— SUPPLIED INFORMATION —
◇ ◇ ◇

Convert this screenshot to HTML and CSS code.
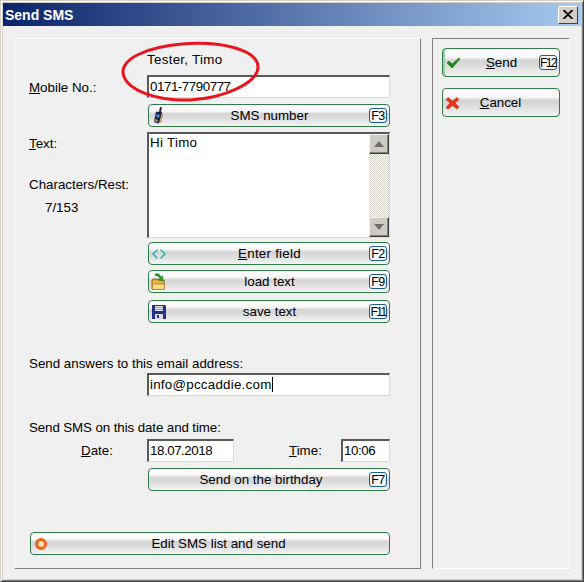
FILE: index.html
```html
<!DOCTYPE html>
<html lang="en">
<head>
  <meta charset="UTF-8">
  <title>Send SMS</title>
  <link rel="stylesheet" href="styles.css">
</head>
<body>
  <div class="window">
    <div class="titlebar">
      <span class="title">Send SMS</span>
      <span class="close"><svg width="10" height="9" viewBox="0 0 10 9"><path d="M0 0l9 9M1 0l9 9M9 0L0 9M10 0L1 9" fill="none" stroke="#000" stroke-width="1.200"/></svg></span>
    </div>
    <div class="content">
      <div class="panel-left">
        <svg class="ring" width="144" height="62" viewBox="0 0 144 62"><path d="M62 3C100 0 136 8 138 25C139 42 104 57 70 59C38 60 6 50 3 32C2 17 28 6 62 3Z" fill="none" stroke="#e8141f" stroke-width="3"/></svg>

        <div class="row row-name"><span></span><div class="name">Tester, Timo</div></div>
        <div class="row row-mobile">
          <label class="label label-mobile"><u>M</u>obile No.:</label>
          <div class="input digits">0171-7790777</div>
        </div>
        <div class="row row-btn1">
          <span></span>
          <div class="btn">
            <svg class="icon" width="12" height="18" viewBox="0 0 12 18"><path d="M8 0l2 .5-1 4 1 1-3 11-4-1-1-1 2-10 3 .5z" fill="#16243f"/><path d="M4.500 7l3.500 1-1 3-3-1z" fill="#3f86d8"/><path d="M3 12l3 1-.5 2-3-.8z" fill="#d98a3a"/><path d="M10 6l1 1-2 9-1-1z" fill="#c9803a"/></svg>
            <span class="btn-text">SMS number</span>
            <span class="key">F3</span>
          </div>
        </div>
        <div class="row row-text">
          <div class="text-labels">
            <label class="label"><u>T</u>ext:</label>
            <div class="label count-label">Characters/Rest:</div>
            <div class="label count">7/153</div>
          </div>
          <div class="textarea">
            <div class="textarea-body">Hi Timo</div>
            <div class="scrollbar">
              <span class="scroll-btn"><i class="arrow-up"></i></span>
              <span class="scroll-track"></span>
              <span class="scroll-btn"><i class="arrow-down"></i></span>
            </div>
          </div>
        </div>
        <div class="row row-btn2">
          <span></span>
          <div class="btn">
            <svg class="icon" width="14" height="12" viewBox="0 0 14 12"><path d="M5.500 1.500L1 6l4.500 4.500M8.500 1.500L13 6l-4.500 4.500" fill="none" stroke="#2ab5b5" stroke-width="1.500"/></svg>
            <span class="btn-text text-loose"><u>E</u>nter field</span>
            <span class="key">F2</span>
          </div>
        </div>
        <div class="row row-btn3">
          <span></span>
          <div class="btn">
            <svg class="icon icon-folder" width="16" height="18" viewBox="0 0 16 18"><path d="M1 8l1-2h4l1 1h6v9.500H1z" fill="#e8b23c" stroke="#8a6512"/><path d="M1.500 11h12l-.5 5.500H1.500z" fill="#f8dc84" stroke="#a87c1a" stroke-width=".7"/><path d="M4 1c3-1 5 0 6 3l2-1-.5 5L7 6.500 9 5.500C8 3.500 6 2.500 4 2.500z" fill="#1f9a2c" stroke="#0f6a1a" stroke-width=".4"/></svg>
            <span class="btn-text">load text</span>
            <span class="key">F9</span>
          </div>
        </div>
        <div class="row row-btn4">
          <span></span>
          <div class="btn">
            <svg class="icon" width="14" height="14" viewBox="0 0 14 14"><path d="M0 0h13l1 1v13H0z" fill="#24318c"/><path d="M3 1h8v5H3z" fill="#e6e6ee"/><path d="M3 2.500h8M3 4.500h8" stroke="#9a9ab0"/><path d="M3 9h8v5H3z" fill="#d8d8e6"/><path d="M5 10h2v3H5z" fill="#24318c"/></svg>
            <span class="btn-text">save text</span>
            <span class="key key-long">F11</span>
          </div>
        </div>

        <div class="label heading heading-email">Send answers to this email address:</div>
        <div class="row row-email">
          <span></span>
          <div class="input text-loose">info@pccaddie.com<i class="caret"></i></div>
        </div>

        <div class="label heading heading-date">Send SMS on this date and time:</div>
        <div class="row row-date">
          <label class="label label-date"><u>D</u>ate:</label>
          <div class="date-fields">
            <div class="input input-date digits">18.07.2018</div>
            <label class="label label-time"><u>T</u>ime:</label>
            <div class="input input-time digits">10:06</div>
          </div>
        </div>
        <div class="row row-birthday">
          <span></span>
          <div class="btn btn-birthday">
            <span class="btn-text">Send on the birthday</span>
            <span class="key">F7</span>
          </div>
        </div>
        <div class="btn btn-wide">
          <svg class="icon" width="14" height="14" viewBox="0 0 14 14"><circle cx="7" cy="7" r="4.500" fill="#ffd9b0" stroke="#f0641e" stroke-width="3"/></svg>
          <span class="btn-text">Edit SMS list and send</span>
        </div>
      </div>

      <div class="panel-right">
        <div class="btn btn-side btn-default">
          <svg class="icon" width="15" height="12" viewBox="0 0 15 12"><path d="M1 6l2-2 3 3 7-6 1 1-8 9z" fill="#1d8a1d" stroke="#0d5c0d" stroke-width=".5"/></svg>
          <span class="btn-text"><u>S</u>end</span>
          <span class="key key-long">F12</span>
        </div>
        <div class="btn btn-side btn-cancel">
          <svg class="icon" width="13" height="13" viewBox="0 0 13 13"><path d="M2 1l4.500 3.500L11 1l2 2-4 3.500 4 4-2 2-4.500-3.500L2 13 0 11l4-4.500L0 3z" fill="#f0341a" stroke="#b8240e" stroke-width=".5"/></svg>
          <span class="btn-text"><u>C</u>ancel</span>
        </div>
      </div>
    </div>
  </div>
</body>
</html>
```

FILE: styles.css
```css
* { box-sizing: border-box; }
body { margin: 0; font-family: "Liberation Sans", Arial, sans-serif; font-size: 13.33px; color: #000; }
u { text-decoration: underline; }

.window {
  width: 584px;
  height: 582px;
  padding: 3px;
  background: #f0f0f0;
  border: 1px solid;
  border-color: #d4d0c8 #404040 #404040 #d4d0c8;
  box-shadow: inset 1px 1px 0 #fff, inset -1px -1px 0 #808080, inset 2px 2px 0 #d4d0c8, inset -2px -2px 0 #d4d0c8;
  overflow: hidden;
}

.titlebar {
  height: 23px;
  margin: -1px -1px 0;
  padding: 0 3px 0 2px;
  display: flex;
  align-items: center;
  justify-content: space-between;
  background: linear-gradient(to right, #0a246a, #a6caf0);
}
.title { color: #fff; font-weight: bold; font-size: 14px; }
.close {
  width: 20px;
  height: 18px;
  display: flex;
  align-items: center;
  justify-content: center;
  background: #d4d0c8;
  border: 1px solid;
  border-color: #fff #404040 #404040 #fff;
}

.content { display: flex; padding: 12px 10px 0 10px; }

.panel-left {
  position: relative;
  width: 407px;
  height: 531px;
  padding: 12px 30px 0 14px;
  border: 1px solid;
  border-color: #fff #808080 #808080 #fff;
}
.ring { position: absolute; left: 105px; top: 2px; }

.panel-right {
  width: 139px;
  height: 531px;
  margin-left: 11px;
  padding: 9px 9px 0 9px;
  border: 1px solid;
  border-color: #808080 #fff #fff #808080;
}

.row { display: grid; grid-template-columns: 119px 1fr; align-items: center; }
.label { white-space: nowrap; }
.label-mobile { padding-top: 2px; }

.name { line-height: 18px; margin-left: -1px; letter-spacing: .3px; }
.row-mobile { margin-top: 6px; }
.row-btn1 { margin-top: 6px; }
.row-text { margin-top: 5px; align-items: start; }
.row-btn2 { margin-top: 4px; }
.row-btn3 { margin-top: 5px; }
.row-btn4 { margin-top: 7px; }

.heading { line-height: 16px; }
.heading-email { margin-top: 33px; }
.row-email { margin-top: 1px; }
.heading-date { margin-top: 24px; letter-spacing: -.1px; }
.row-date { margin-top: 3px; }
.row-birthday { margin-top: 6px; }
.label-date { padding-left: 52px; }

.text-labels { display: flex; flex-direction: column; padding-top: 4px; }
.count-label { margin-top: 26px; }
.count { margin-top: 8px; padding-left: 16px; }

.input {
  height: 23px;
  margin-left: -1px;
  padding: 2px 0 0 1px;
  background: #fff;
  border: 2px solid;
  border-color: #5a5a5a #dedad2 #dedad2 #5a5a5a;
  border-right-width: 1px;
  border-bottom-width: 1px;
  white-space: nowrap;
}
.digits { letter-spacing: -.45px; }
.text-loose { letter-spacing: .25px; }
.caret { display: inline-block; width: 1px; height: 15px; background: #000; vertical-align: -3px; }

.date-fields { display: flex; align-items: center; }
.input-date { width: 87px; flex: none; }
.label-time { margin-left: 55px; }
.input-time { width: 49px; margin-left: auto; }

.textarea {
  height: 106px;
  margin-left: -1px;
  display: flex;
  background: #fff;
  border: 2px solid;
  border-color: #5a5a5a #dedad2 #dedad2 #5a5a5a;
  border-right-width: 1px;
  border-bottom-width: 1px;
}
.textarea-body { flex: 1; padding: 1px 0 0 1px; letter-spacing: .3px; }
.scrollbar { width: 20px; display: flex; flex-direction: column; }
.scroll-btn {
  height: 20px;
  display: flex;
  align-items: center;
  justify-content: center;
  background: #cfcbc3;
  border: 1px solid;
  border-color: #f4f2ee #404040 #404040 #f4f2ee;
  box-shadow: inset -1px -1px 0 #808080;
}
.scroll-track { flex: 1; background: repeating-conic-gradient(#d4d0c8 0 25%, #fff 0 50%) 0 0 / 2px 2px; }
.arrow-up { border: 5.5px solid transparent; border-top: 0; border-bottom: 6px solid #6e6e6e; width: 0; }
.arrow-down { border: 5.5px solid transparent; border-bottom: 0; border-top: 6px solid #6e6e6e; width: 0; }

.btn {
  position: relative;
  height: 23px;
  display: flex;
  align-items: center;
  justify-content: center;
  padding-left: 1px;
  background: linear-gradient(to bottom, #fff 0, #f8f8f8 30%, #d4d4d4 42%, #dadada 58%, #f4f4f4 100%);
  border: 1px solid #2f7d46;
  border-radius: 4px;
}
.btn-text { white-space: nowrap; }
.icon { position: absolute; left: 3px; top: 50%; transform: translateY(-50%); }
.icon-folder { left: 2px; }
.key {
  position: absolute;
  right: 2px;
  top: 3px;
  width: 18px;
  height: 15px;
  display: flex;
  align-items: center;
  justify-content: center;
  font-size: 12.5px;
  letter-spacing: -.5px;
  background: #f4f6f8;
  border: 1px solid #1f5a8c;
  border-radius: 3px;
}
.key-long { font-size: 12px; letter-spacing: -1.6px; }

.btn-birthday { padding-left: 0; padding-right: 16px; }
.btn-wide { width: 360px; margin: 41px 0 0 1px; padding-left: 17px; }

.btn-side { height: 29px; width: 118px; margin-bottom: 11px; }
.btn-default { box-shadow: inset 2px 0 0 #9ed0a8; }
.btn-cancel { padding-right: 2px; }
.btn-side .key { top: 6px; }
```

◇ ◇ ◇

Pick every line with "this" in it and copy it.

— EXERCISE SOLUTION —
Convert this screenshot to HTML and CSS code.
        <div class="label heading heading-email">Send answers to this email address:</div>
        <div class="label heading heading-date">Send SMS on this date and time:</div>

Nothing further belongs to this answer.